A única personalidade que foi simpática ao comandante foi Beckham: “É desapontador perder alguém que foi um bom treinador e uma boa pessoa”. O momento para o astro inglês também não era dos melhores, como confirmavam cartazes em jogos do Galaxy: “Vá embora, fraude”. Nunca é demais lembrar que a contratação de Gullit foi intermediada por Terry Byrne, amigo e, então, consultor de negócios de Beckham, e pela empresa 19 Entertainment, de Simon Fuller, parceiro comercial de longa data de David.

Beckham Go home Fraud
Foto: Gabriel Bouys-AFP / Arte: O Futebólogo
Já o treinador encontrou uma saída comum e pouco convincente para justificar sua saída.

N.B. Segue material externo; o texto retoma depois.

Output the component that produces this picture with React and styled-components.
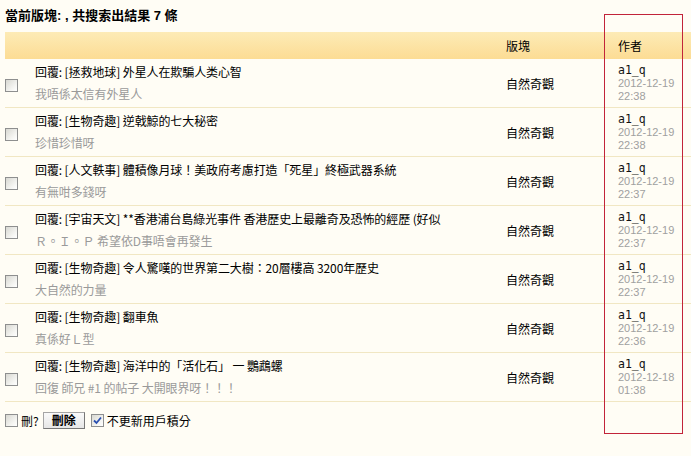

À Associated Press indicou que sua família não havia conseguido se ambientar a Los Angeles e que sua saída prezava pelo melhor interesse dos seus, agradecendo torcedores e clube por seu “fantástico apoio”. Por tudo o que se viu nos campos e se ouviu fora deles, o fracasso de Gullit na MLS pode até passar por problemas familiares, mas teve implicações muito maiores.